Czasami można odnieść wrażenie, że eksperci Canalu+ nie znają i nie rozumieją wręcz absolutnych, wydawałoby się, podstaw. Weźmy Premier League i wprowadzone kilka lat temu, niepoprawne... akcentowanie nazw poszczególnych angielskich klubów (Ar'senal zamiast 'Arsenal czy Li'verpool zamiast 'Liverpool), które przeniknęło do naszego społeczeństwa.
Oczywiście zdarzają się wyjątki i nie jest jeszcze całkiem dramatycznie. Przez wiele lat najlepszy komentarz w Polsce zapewniali przy okazji transmisji meczów Ligue 1 Rafał Dębiński i trener Stefan Białas. Nie tylko dlatego, że obaj czują grę i potrafią przekazać swoje myśli (zwłaszcza Dębiński), ale również dzięki temu, że świetnie rozumieją realia rozgrywek, które komentują. Od nich można się podczas transmisji uczyć. Minimalnej poprawie uległa też ekipa byłych piłkarzy w nc+, głównie za sprawą zatrudnienia nowych ludzi, a w szczególności Krzysztofa Przytuły.
Najgorsze w komentarzu proponowanym przez Canal+ jest to, że słuchając prasówki, nastolatkowie i aspirujący dziennikarze podążają w podobnym kierunku rozwoju.
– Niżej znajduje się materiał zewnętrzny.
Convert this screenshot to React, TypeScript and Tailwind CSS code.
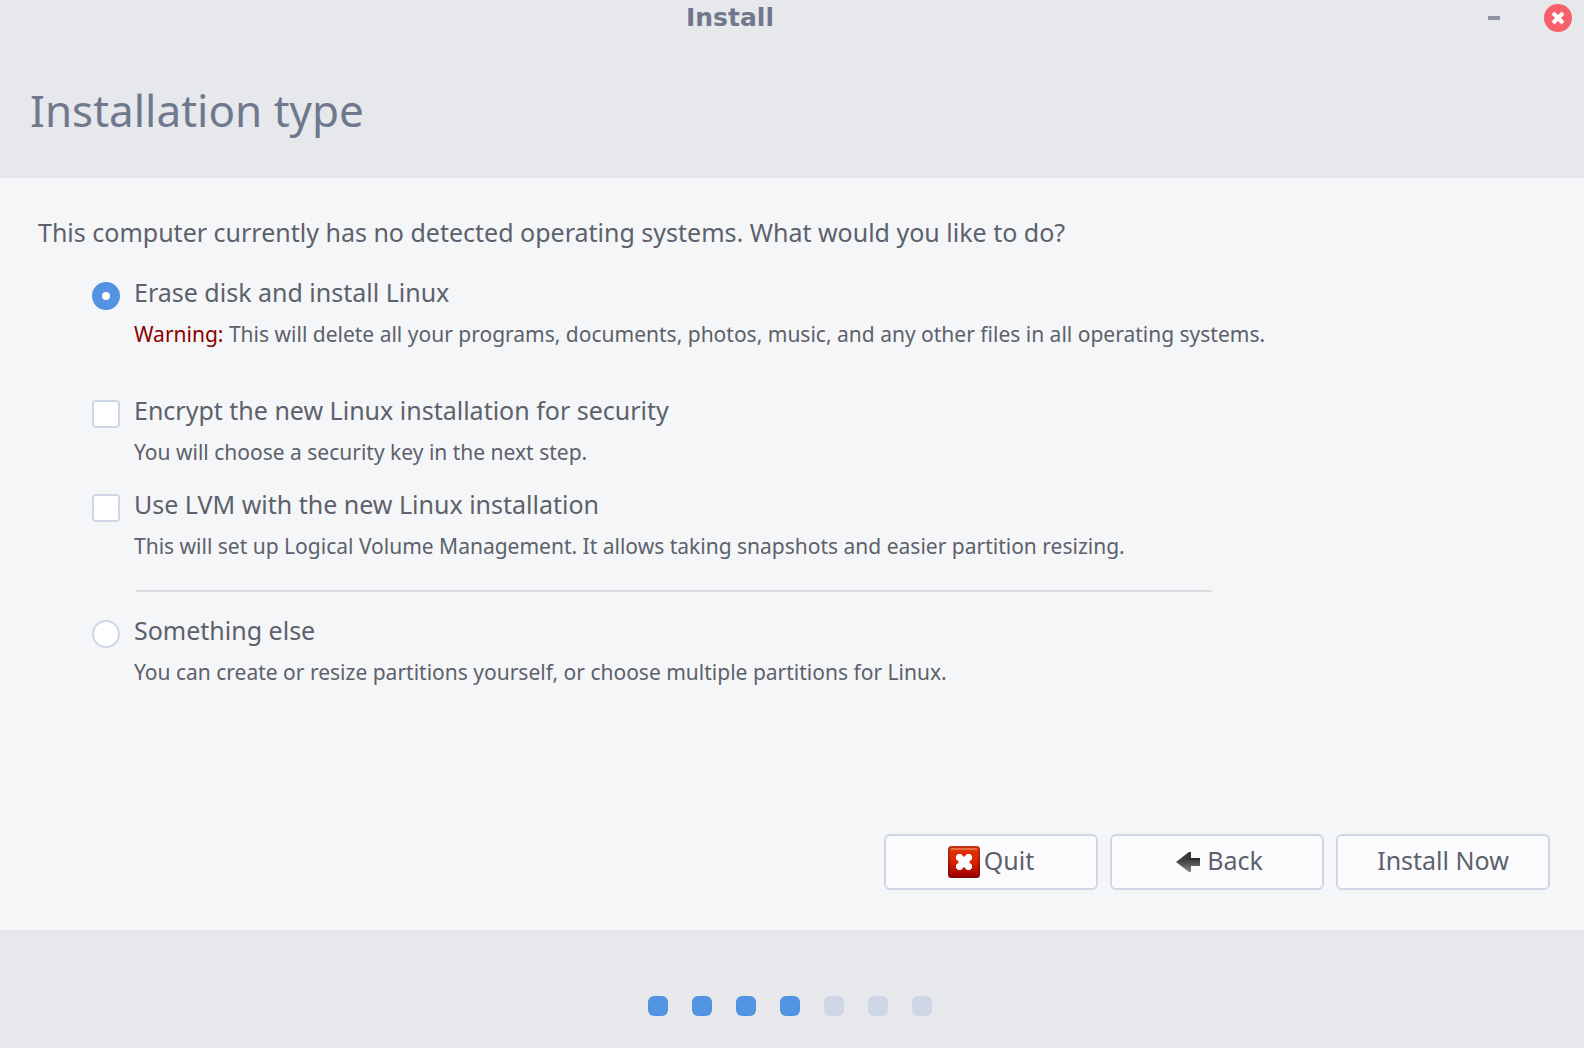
import { useState } from "react";
import type { InputHTMLAttributes, ReactNode } from "react";

type OptionProps = {
  id: string;
  label: string;
  children: ReactNode;
  className?: string;
} & InputHTMLAttributes<HTMLInputElement>;

function Option({ id, label, children, className = "", type, ...input }: OptionProps) {
  const shape =
    type === "radio"
      ? "rounded-full checked:border-[10px] checked:border-[#5294e2]"
      : "rounded-sm checked:border-[#5294e2] checked:bg-[#5294e2]";
  return (
    <div className={`flex gap-3.5 ${className}`}>
      <input
        id={id}
        type={type}
        aria-describedby={`${id}-note`}
        className={`mt-2.5 size-7 shrink-0 appearance-none border-2 border-[#cfd6e6] bg-white ${shape}`}
        {...input}
      />
      <div>
        <label htmlFor={id} className="block text-[25px] leading-10">
          {label}
        </label>
        <p id={`${id}-note`} className="text-[21px] leading-11">
          {children}
        </p>
      </div>
    </div>
  );
}

function CloseIcon() {
  return (
    <svg viewBox="0 0 28 28" className="size-7" aria-hidden="true">
      <circle cx="14" cy="14" r="14" fill="#f5606b" />
      <path d="M9 9l10 10M19 9l-10 10" stroke="#fff" strokeWidth="4" />
    </svg>
  );
}

function QuitIcon() {
  return (
    <svg viewBox="0 0 32 32" className="size-8" aria-hidden="true">
      <defs>
        <linearGradient id="quit-fill" x1="0" y1="0" x2="0" y2="1">
          <stop offset="0" stopColor="#e8501f" />
          <stop offset="0.15" stopColor="#dd3105" />
          <stop offset="0.5" stopColor="#d82400" />
          <stop offset="1" stopColor="#9c0000" />
        </linearGradient>
        <linearGradient id="quit-edge" x1="0" y1="0" x2="0" y2="1">
          <stop offset="0" stopColor="#c03010" />
          <stop offset="1" stopColor="#8c0000" />
        </linearGradient>
      </defs>
      <rect x="1" y="1" width="30" height="30" rx="2.5" fill="url(#quit-fill)" stroke="url(#quit-edge)" strokeWidth="2" />
      <path d="M3 3h26" stroke="#ee6a40" strokeWidth="2" />
      <path d="M8 10L10 8H13L16 11L19 8H22L24 10V13L21 16L24 19V22L22 24H19L16 21L13 24H10L8 22V19L11 16L8 13Z" fill="#fff" />
    </svg>
  );
}

function BackIcon() {
  return (
    <svg viewBox="0 0 32 32" className="size-8" aria-hidden="true">
      <defs>
        <linearGradient id="back-fill" x1="0" y1="0" x2="0" y2="1">
          <stop offset="0" stopColor="#2c2c2c" />
          <stop offset="0.5" stopColor="#484848" />
          <stop offset="1" stopColor="#8a8a8a" />
        </linearGradient>
      </defs>
      <path d="M5 16L18 6h2v6h9v8h-9v6h-2z" fill="url(#back-fill)" />
      <path d="M18 13h11" stroke="#2a2a2a" strokeWidth="2" />
    </svg>
  );
}

function ActionButton({ icon, children }: { icon?: ReactNode; children: ReactNode }) {
  return (
    <button
      type="button"
      className="flex h-14 w-[214px] items-center justify-center gap-1 rounded-md border-2 border-[#cfd6e6] bg-[#fbfbfd] text-[25px]"
    >
      {icon}
      <span className="-mt-0.5">{children}</span>
    </button>
  );
}

const TOTAL_STEPS = 7;
const CURRENT_STEP = 4;

export default function App() {
  const [mode, setMode] = useState("erase");
  const [encrypt, setEncrypt] = useState(false);
  const [lvm, setLvm] = useState(false);

  return (
    <div className="flex min-h-screen flex-col bg-[#e7e8eb] font-['Noto_Sans','Open_Sans',sans-serif] text-[#5c616c]">
      <header className="text-[#70788d]">
        <div className="flex h-9 items-center pr-3">
          <div className="flex-1 text-center font-['DejaVu_Sans',sans-serif] text-[25px] leading-9 font-bold">
            Install
          </div>
          <div className="flex items-center gap-9 pl-5">
            <button type="button" aria-label="Minimize" className="flex size-7 items-center justify-center">
              <span className="h-1 w-3 bg-[#9195a3]" />
            </button>
            <button type="button" aria-label="Close">
              <CloseIcon />
            </button>
          </div>
        </div>
        <h1 className="px-[30px] pt-[38px] pb-8 text-[44px] leading-[72px]">Installation type</h1>
      </header>

      <main className="flex flex-1 flex-col bg-[#f5f6f7]">
        <form className="flex flex-1 flex-col">
          <p className="px-[38px] pt-[34px] text-[25px] leading-10">
            This computer currently has no detected operating systems. What would you like to do?
          </p>
          <div className="pt-5 pr-8 pl-[92px]">
            <Option
              id="erase"
              type="radio"
              name="mode"
              label="Erase disk and install Linux"
              checked={mode === "erase"}
              onChange={() => setMode("erase")}
            >
              <span className="text-[#8b0000]">Warning:</span> This will delete all your programs, documents, photos,
              music, and any other files in all operating systems.
            </Option>
            <Option
              id="encrypt"
              type="checkbox"
              className="mt-[34px]"
              label="Encrypt the new Linux installation for security"
              checked={encrypt}
              onChange={(e) => setEncrypt(e.target.checked)}
            >
              You will choose a security key in the next step.
            </Option>
            <Option
              id="lvm"
              type="checkbox"
              className="mt-2.5"
              label="Use LVM with the new Linux installation"
              checked={lvm}
              onChange={(e) => setLvm(e.target.checked)}
            >
              This will set up Logical Volume Management. It allows taking snapshots and easier partition resizing.
            </Option>
            <hr className="mt-[22px] mr-[340px] mb-[18px] ml-11 border-t-2 border-[#dcdde1]" />
            <Option
              id="other"
              type="radio"
              name="mode"
              label="Something else"
              checked={mode === "other"}
              onChange={() => setMode("other")}
            >
              You can create or resize partitions yourself, or choose multiple partitions for Linux.
            </Option>
          </div>
          <div className="mt-auto flex justify-end gap-3 px-[34px] pb-10">
            <ActionButton icon={<QuitIcon />}>Quit</ActionButton>
            <ActionButton icon={<BackIcon />}>Back</ActionButton>
            <ActionButton>Install Now</ActionButton>
          </div>
        </form>
      </main>

      <footer className="flex h-[118px] items-center justify-center gap-6 pt-[34px] pr-1">
        {Array.from({ length: TOTAL_STEPS }, (_, i) => (
          <span key={i} className={`size-5 rounded-md ${i < CURRENT_STEP ? "bg-[#5294e2]" : "bg-[#cfd6e6]"}`} />
        ))}
      </footer>
    </div>
  );
}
Koło się toczy. Szczęście polega na tym, że w dobie internetu dostęp do zagranicznych transmisji nie stanowi problemu. Dzięki temu można zobaczyć oraz posłuchać, co i w jaki sposób można robić inaczej, lepiej.
Wprowadzenie standardów
O ile pierwsze kroki Eleven nie zrewolucjonizowały polskiego rynku mediów sportowych, o tyle samo przejęcie trenera Białasa oznacza, że najlepszy komentarz meczów lig zagranicznych w naszym kraju proponuje obecnie właśnie pierwszy z (?) nowych graczy.
Podczas gdy fuzja n i Canalu+ była szkodliwa dla rynku, pojawienie się konkurencji daje cichą nadzieję na coś nowego, innego, lepszego.
Pozostaje wierzyć, że nowe stacje nie pójdą na łatwiznę i zamiast postawić na sprawdzonych, lecz przeciętnych ekspertów, dadzą szansę nowym ludziom, a przede wszystkim wykażą się determinacją we wprowadzaniu i wyznaczaniu nowych standardów.